CHALLENGE
It is required that all of the data be written out exactly.

COLLECTED MATERIAL
■ ■ ■ ■ ■

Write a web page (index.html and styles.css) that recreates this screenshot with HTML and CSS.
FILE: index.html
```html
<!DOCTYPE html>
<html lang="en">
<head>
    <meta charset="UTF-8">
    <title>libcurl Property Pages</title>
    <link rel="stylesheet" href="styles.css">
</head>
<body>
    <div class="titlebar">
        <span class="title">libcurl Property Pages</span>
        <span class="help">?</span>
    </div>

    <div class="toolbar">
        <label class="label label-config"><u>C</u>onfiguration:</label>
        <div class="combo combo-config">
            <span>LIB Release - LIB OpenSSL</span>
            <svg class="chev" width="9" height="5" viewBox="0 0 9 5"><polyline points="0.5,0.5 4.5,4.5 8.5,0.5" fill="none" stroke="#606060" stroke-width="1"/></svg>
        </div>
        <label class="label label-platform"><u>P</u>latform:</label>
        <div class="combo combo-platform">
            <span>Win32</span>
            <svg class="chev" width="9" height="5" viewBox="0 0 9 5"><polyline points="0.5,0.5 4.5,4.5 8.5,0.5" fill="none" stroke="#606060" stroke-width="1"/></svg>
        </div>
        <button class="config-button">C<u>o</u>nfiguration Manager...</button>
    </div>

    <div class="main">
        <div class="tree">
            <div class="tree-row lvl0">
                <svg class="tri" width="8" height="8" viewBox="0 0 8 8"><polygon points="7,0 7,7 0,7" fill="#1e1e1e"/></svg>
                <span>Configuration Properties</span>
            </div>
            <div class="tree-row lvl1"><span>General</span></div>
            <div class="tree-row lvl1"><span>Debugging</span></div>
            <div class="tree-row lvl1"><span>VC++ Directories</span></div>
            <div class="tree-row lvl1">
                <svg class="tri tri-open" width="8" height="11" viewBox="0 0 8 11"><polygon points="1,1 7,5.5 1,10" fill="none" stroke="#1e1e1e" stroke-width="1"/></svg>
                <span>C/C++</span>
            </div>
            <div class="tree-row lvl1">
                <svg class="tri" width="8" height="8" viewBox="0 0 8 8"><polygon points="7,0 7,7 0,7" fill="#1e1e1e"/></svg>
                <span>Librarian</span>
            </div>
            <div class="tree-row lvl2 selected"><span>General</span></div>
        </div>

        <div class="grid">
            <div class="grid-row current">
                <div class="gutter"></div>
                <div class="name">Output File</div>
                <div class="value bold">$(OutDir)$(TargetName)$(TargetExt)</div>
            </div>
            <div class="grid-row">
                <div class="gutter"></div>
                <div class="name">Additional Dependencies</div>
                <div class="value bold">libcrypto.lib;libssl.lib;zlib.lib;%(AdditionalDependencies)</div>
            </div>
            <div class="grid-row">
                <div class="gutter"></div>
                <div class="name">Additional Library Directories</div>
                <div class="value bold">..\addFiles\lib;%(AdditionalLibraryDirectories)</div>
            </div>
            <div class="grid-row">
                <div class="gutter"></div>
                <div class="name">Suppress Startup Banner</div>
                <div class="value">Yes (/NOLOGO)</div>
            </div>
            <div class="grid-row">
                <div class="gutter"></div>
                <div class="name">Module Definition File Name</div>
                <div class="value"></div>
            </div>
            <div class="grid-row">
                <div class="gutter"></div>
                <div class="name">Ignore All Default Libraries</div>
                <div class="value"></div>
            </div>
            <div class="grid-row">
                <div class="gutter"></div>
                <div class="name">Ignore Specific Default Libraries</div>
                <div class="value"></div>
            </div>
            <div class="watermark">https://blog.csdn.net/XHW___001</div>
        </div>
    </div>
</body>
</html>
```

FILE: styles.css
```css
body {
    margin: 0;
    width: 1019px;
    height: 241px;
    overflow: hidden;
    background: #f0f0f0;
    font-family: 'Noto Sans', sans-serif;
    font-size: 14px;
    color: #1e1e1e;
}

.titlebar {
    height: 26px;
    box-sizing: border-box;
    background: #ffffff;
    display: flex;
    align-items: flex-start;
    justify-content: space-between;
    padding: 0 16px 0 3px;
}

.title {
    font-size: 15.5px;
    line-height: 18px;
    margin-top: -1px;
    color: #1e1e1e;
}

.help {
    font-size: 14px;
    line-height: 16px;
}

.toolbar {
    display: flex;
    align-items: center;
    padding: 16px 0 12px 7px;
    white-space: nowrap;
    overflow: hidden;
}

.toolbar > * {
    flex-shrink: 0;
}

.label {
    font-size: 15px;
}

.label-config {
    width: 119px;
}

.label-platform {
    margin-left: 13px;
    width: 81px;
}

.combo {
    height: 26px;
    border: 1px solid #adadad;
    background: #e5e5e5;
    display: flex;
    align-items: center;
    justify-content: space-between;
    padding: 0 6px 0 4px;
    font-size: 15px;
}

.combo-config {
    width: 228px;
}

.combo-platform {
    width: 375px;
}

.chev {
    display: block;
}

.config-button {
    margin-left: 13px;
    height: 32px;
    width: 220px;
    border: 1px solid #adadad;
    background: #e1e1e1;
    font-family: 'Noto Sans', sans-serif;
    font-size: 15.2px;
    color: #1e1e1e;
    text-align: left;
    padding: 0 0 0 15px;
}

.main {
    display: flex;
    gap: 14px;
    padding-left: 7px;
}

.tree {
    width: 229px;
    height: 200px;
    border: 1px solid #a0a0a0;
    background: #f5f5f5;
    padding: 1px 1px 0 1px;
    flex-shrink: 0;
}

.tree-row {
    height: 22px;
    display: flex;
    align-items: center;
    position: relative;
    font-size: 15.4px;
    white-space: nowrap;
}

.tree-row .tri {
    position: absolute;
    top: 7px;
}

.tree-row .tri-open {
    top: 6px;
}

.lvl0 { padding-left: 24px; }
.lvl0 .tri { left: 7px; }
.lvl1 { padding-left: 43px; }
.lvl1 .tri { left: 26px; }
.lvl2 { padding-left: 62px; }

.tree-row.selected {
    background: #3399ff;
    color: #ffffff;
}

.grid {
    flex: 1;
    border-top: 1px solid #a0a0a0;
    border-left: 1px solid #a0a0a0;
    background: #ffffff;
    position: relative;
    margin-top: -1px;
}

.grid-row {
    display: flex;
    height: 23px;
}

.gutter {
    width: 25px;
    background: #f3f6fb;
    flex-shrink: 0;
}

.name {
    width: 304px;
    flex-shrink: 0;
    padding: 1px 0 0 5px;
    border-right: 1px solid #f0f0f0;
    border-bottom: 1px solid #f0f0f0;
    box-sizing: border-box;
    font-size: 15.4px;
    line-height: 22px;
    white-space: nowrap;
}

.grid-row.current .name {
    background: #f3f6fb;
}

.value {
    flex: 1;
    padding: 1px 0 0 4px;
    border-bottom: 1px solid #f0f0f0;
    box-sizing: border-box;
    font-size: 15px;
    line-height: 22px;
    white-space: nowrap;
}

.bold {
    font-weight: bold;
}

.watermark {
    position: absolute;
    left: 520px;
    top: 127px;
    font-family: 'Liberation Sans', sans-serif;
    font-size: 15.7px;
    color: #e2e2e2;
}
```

■ ■ ■ ■ ■

FINISHED ANSWER
Write a web page (index.html and styles.css) that recreates this screenshot with HTML and CSS.
FILE: index.html
```html
<!DOCTYPE html>
<html lang="en">
<head>
    <meta charset="UTF-8">
    <title>libcurl Property Pages</title>
    <link rel="stylesheet" href="styles.css">
</head>
<body>
    <div class="titlebar">
        <span class="title">libcurl Property Pages</span>
        <span class="help">?</span>
    </div>

    <div class="toolbar">
        <label class="label label-config"><u>C</u>onfiguration:</label>
        <div class="combo combo-config">
            <span>LIB Release - LIB OpenSSL</span>
            <svg class="chev" width="9" height="5" viewBox="0 0 9 5"><polyline points="0.5,0.5 4.5,4.5 8.5,0.5" fill="none" stroke="#606060" stroke-width="1"/></svg>
        </div>
        <label class="label label-platform"><u>P</u>latform:</label>
        <div class="combo combo-platform">
            <span>Win32</span>
            <svg class="chev" width="9" height="5" viewBox="0 0 9 5"><polyline points="0.5,0.5 4.5,4.5 8.5,0.5" fill="none" stroke="#606060" stroke-width="1"/></svg>
        </div>
        <button class="config-button">C<u>o</u>nfiguration Manager...</button>
    </div>

    <div class="main">
        <div class="tree">
            <div class="tree-row lvl0">
                <svg class="tri" width="8" height="8" viewBox="0 0 8 8"><polygon points="7,0 7,7 0,7" fill="#1e1e1e"/></svg>
                <span>Configuration Properties</span>
            </div>
            <div class="tree-row lvl1"><span>General</span></div>
            <div class="tree-row lvl1"><span>Debugging</span></div>
            <div class="tree-row lvl1"><span>VC++ Directories</span></div>
            <div class="tree-row lvl1">
                <svg class="tri tri-open" width="8" height="11" viewBox="0 0 8 11"><polygon points="1,1 7,5.5 1,10" fill="none" stroke="#1e1e1e" stroke-width="1"/></svg>
                <span>C/C++</span>
            </div>
            <div class="tree-row lvl1">
                <svg class="tri" width="8" height="8" viewBox="0 0 8 8"><polygon points="7,0 7,7 0,7" fill="#1e1e1e"/></svg>
                <span>Librarian</span>
            </div>
            <div class="tree-row lvl2 selected"><span>General</span></div>
        </div>

        <div class="grid">
            <div class="grid-row current">
                <div class="gutter"></div>
                <div class="name">Output File</div>
                <div class="value bold">$(OutDir)$(TargetName)$(TargetExt)</div>
            </div>
            <div class="grid-row">
                <div class="gutter"></div>
                <div class="name">Additional Dependencies</div>
                <div class="value bold">libcrypto.lib;libssl.lib;zlib.lib;%(AdditionalDependencies)</div>
            </div>
            <div class="grid-row">
                <div class="gutter"></div>
                <div class="name">Additional Library Directories</div>
                <div class="value bold">..\addFiles\lib;%(AdditionalLibraryDirectories)</div>
            </div>
            <div class="grid-row">
                <div class="gutter"></div>
                <div class="name">Suppress Startup Banner</div>
                <div class="value">Yes (/NOLOGO)</div>
            </div>
            <div class="grid-row">
                <div class="gutter"></div>
                <div class="name">Module Definition File Name</div>
                <div class="value"></div>
            </div>
            <div class="grid-row">
                <div class="gutter"></div>
                <div class="name">Ignore All Default Libraries</div>
                <div class="value"></div>
            </div>
            <div class="grid-row">
                <div class="gutter"></div>
                <div class="name">Ignore Specific Default Libraries</div>
                <div class="value"></div>
            </div>
            <div class="watermark">https://blog.csdn.net/XHW___001</div>
        </div>
    </div>
</body>
</html>
```

FILE: styles.css
```css
body {
    margin: 0;
    width: 1019px;
    height: 241px;
    overflow: hidden;
    background: #f0f0f0;
    font-family: 'Noto Sans', sans-serif;
    font-size: 14px;
    color: #1e1e1e;
}

.titlebar {
    height: 26px;
    box-sizing: border-box;
    background: #ffffff;
    display: flex;
    align-items: flex-start;
    justify-content: space-between;
    padding: 0 16px 0 3px;
}

.title {
    font-size: 15.5px;
    line-height: 18px;
    margin-top: -1px;
    color: #1e1e1e;
}

.help {
    font-size: 14px;
    line-height: 16px;
}

.toolbar {
    display: flex;
    align-items: center;
    padding: 16px 0 12px 7px;
    white-space: nowrap;
    overflow: hidden;
}

.toolbar > * {
    flex-shrink: 0;
}

.label {
    font-size: 15px;
}

.label-config {
    width: 119px;
}

.label-platform {
    margin-left: 13px;
    width: 81px;
}

.combo {
    height: 26px;
    border: 1px solid #adadad;
    background: #e5e5e5;
    display: flex;
    align-items: center;
    justify-content: space-between;
    padding: 0 6px 0 4px;
    font-size: 15px;
}

.combo-config {
    width: 228px;
}

.combo-platform {
    width: 375px;
}

.chev {
    display: block;
}

.config-button {
    margin-left: 13px;
    height: 32px;
    width: 220px;
    border: 1px solid #adadad;
    background: #e1e1e1;
    font-family: 'Noto Sans', sans-serif;
    font-size: 15.2px;
    color: #1e1e1e;
    text-align: left;
    padding: 0 0 0 15px;
}

.main {
    display: flex;
    gap: 14px;
    padding-left: 7px;
}

.tree {
    width: 229px;
    height: 200px;
    border: 1px solid #a0a0a0;
    background: #f5f5f5;
    padding: 1px 1px 0 1px;
    flex-shrink: 0;
}

.tree-row {
    height: 22px;
    display: flex;
    align-items: center;
    position: relative;
    font-size: 15.4px;
    white-space: nowrap;
}

.tree-row .tri {
    position: absolute;
    top: 7px;
}

.tree-row .tri-open {
    top: 6px;
}

.lvl0 { padding-left: 24px; }
.lvl0 .tri { left: 7px; }
.lvl1 { padding-left: 43px; }
.lvl1 .tri { left: 26px; }
.lvl2 { padding-left: 62px; }

.tree-row.selected {
    background: #3399ff;
    color: #ffffff;
}

.grid {
    flex: 1;
    border-top: 1px solid #a0a0a0;
    border-left: 1px solid #a0a0a0;
    background: #ffffff;
    position: relative;
    margin-top: -1px;
}

.grid-row {
    display: flex;
    height: 23px;
}

.gutter {
    width: 25px;
    background: #f3f6fb;
    flex-shrink: 0;
}

.name {
    width: 304px;
    flex-shrink: 0;
    padding: 1px 0 0 5px;
    border-right: 1px solid #f0f0f0;
    border-bottom: 1px solid #f0f0f0;
    box-sizing: border-box;
    font-size: 15.4px;
    line-height: 22px;
    white-space: nowrap;
}

.grid-row.current .name {
    background: #f3f6fb;
}

.value {
    flex: 1;
    padding: 1px 0 0 4px;
    border-bottom: 1px solid #f0f0f0;
    box-sizing: border-box;
    font-size: 15px;
    line-height: 22px;
    white-space: nowrap;
}

.bold {
    font-weight: bold;
}

.watermark {
    position: absolute;
    left: 520px;
    top: 127px;
    font-family: 'Liberation Sans', sans-serif;
    font-size: 15.7px;
    color: #e2e2e2;
}
```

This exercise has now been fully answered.